* [Exercise objective] No images are to be carried over; print all other material exactly as it stands.

▬▬▬

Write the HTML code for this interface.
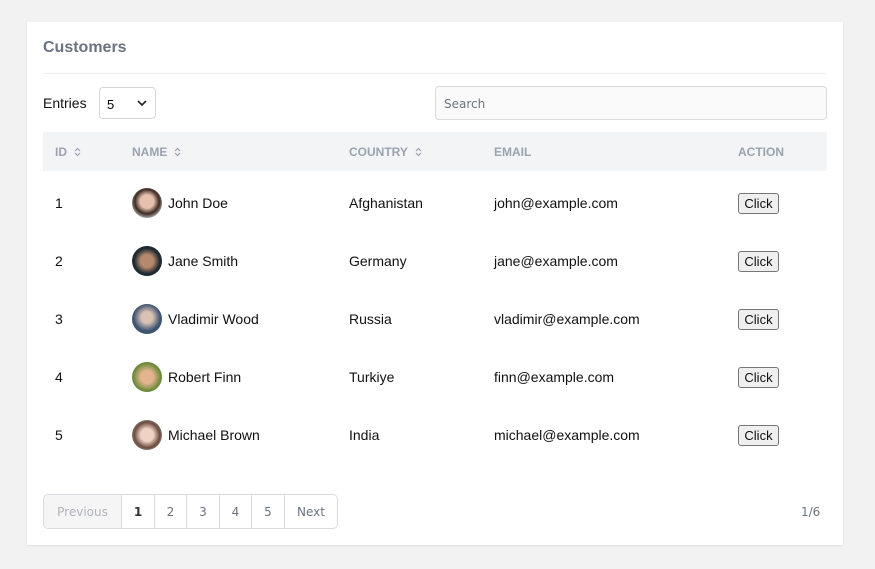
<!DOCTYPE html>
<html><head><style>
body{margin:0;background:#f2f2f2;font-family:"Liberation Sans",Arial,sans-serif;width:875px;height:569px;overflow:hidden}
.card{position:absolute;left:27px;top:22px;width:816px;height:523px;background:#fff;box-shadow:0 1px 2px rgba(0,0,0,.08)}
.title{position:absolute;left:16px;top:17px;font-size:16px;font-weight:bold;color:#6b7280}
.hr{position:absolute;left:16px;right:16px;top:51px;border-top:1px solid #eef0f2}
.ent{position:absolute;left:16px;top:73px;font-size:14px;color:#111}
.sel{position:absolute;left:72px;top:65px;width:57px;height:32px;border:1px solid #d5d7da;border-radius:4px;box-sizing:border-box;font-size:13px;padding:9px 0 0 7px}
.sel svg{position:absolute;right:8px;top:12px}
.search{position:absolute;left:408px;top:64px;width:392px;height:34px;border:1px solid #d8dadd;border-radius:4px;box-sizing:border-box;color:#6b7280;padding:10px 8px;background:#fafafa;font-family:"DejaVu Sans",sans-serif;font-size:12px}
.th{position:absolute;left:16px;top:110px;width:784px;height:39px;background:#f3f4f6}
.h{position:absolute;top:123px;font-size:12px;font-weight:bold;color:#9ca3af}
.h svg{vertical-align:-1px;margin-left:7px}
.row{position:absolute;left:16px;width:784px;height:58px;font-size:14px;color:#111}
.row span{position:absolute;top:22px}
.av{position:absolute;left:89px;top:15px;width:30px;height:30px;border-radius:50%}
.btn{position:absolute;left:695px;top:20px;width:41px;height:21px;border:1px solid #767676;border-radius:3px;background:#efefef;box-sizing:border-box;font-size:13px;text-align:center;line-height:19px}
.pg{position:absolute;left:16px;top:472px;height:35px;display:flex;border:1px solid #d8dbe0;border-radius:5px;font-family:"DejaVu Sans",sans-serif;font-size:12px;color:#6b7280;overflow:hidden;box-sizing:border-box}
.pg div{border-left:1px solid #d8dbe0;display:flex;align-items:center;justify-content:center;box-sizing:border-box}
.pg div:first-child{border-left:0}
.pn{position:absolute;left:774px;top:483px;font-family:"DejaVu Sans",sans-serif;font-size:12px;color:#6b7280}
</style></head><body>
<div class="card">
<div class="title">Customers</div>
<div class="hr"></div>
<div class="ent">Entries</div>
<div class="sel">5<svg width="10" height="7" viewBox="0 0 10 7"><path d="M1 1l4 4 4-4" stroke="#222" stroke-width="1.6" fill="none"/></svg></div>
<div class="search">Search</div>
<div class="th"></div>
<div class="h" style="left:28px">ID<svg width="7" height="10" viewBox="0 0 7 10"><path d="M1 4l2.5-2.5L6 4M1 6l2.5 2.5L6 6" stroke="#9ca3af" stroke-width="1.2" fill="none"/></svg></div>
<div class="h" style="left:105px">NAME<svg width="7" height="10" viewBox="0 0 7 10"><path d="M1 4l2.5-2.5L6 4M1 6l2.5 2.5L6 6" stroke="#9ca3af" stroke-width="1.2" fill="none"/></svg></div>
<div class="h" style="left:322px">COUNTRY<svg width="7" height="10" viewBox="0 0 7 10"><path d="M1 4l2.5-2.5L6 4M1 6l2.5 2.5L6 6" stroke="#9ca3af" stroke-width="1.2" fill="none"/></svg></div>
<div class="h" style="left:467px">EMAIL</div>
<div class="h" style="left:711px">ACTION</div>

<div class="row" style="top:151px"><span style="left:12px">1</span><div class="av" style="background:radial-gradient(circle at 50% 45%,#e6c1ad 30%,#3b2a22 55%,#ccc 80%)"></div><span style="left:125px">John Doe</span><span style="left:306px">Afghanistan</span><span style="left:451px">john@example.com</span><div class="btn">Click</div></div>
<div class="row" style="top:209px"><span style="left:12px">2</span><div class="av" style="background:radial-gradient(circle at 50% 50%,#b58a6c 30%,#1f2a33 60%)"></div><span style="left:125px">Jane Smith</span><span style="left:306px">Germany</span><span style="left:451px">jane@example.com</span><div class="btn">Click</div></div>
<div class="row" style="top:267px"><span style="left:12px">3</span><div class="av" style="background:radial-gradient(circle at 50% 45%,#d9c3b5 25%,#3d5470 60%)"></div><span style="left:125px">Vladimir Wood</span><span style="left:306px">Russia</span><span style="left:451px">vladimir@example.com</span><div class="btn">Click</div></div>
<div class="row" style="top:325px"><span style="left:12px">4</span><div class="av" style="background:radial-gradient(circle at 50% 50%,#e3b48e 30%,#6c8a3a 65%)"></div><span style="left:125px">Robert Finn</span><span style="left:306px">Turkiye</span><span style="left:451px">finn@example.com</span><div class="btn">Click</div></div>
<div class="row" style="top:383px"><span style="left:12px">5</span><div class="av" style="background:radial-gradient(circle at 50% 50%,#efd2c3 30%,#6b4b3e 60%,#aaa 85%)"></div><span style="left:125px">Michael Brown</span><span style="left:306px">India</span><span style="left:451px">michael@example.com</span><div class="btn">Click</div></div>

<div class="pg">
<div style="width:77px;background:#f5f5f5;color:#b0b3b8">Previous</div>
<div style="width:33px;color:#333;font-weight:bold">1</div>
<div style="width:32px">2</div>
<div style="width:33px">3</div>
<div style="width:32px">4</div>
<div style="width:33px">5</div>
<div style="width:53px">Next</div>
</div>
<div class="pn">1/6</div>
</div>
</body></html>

▬▬▬

* [Written response]
Write the HTML code for this interface.
<!DOCTYPE html>
<html><head><style>
body{margin:0;background:#f2f2f2;font-family:"Liberation Sans",Arial,sans-serif;width:875px;height:569px;overflow:hidden}
.card{position:absolute;left:27px;top:22px;width:816px;height:523px;background:#fff;box-shadow:0 1px 2px rgba(0,0,0,.08)}
.title{position:absolute;left:16px;top:17px;font-size:16px;font-weight:bold;color:#6b7280}
.hr{position:absolute;left:16px;right:16px;top:51px;border-top:1px solid #eef0f2}
.ent{position:absolute;left:16px;top:73px;font-size:14px;color:#111}
.sel{position:absolute;left:72px;top:65px;width:57px;height:32px;border:1px solid #d5d7da;border-radius:4px;box-sizing:border-box;font-size:13px;padding:9px 0 0 7px}
.sel svg{position:absolute;right:8px;top:12px}
.search{position:absolute;left:408px;top:64px;width:392px;height:34px;border:1px solid #d8dadd;border-radius:4px;box-sizing:border-box;color:#6b7280;padding:10px 8px;background:#fafafa;font-family:"DejaVu Sans",sans-serif;font-size:12px}
.th{position:absolute;left:16px;top:110px;width:784px;height:39px;background:#f3f4f6}
.h{position:absolute;top:123px;font-size:12px;font-weight:bold;color:#9ca3af}
.h svg{vertical-align:-1px;margin-left:7px}
.row{position:absolute;left:16px;width:784px;height:58px;font-size:14px;color:#111}
.row span{position:absolute;top:22px}
.av{position:absolute;left:89px;top:15px;width:30px;height:30px;border-radius:50%}
.btn{position:absolute;left:695px;top:20px;width:41px;height:21px;border:1px solid #767676;border-radius:3px;background:#efefef;box-sizing:border-box;font-size:13px;text-align:center;line-height:19px}
.pg{position:absolute;left:16px;top:472px;height:35px;display:flex;border:1px solid #d8dbe0;border-radius:5px;font-family:"DejaVu Sans",sans-serif;font-size:12px;color:#6b7280;overflow:hidden;box-sizing:border-box}
.pg div{border-left:1px solid #d8dbe0;display:flex;align-items:center;justify-content:center;box-sizing:border-box}
.pg div:first-child{border-left:0}
.pn{position:absolute;left:774px;top:483px;font-family:"DejaVu Sans",sans-serif;font-size:12px;color:#6b7280}
</style></head><body>
<div class="card">
<div class="title">Customers</div>
<div class="hr"></div>
<div class="ent">Entries</div>
<div class="sel">5<svg width="10" height="7" viewBox="0 0 10 7"><path d="M1 1l4 4 4-4" stroke="#222" stroke-width="1.6" fill="none"/></svg></div>
<div class="search">Search</div>
<div class="th"></div>
<div class="h" style="left:28px">ID<svg width="7" height="10" viewBox="0 0 7 10"><path d="M1 4l2.5-2.5L6 4M1 6l2.5 2.5L6 6" stroke="#9ca3af" stroke-width="1.2" fill="none"/></svg></div>
<div class="h" style="left:105px">NAME<svg width="7" height="10" viewBox="0 0 7 10"><path d="M1 4l2.5-2.5L6 4M1 6l2.5 2.5L6 6" stroke="#9ca3af" stroke-width="1.2" fill="none"/></svg></div>
<div class="h" style="left:322px">COUNTRY<svg width="7" height="10" viewBox="0 0 7 10"><path d="M1 4l2.5-2.5L6 4M1 6l2.5 2.5L6 6" stroke="#9ca3af" stroke-width="1.2" fill="none"/></svg></div>
<div class="h" style="left:467px">EMAIL</div>
<div class="h" style="left:711px">ACTION</div>

<div class="row" style="top:151px"><span style="left:12px">1</span><div class="av" style="background:radial-gradient(circle at 50% 45%,#e6c1ad 30%,#3b2a22 55%,#ccc 80%)"></div><span style="left:125px">John Doe</span><span style="left:306px">Afghanistan</span><span style="left:451px">john@example.com</span><div class="btn">Click</div></div>
<div class="row" style="top:209px"><span style="left:12px">2</span><div class="av" style="background:radial-gradient(circle at 50% 50%,#b58a6c 30%,#1f2a33 60%)"></div><span style="left:125px">Jane Smith</span><span style="left:306px">Germany</span><span style="left:451px">jane@example.com</span><div class="btn">Click</div></div>
<div class="row" style="top:267px"><span style="left:12px">3</span><div class="av" style="background:radial-gradient(circle at 50% 45%,#d9c3b5 25%,#3d5470 60%)"></div><span style="left:125px">Vladimir Wood</span><span style="left:306px">Russia</span><span style="left:451px">vladimir@example.com</span><div class="btn">Click</div></div>
<div class="row" style="top:325px"><span style="left:12px">4</span><div class="av" style="background:radial-gradient(circle at 50% 50%,#e3b48e 30%,#6c8a3a 65%)"></div><span style="left:125px">Robert Finn</span><span style="left:306px">Turkiye</span><span style="left:451px">finn@example.com</span><div class="btn">Click</div></div>
<div class="row" style="top:383px"><span style="left:12px">5</span><div class="av" style="background:radial-gradient(circle at 50% 50%,#efd2c3 30%,#6b4b3e 60%,#aaa 85%)"></div><span style="left:125px">Michael Brown</span><span style="left:306px">India</span><span style="left:451px">michael@example.com</span><div class="btn">Click</div></div>

<div class="pg">
<div style="width:77px;background:#f5f5f5;color:#b0b3b8">Previous</div>
<div style="width:33px;color:#333;font-weight:bold">1</div>
<div style="width:32px">2</div>
<div style="width:33px">3</div>
<div style="width:32px">4</div>
<div style="width:33px">5</div>
<div style="width:53px">Next</div>
</div>
<div class="pn">1/6</div>
</div>
</body></html>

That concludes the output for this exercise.